Chung and Cheng applied the same philosophy to bookshelves. To make them easy to move, the shelves are mounted on casters, which are small wheels. They are both a playground and a storage space for books.

Some are straight, while others curve to create semi-enclosed reading areas. Kids can pass through tunnels and nestle into whimsical reading nooks like owls in the hollow of a tree.

There is also a wooden central platform with two steps where children and parents can sit and read.

There is plenty of room for reading in any position you find comfortable. Photo: Handout
There is plenty of room for reading in any position you find comfortable. Photo: Handout

A multifunctional space for all

This all creates a space that children want to visit.

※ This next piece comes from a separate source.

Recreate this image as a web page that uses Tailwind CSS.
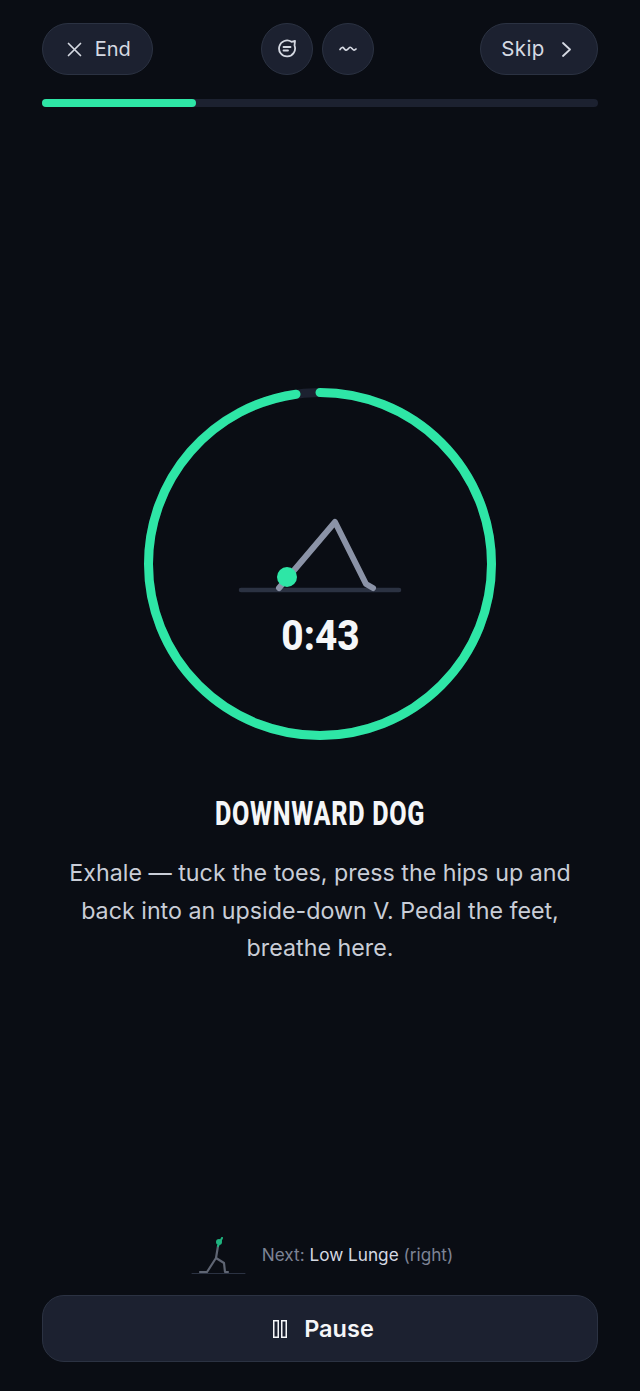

It also helps those who already have to spend time in their local library: in their research, Chung and Cheng found that the library often served as a day care for kids whose parents worked in the wet market next door.

Cheng recalled meeting one girl in Kwun Tong who spent half of her weekend days studying in the library. After finishing her work, she would run around the reading room to play with other kids. “Libraries have to think about how to involve these children,” Cheng said.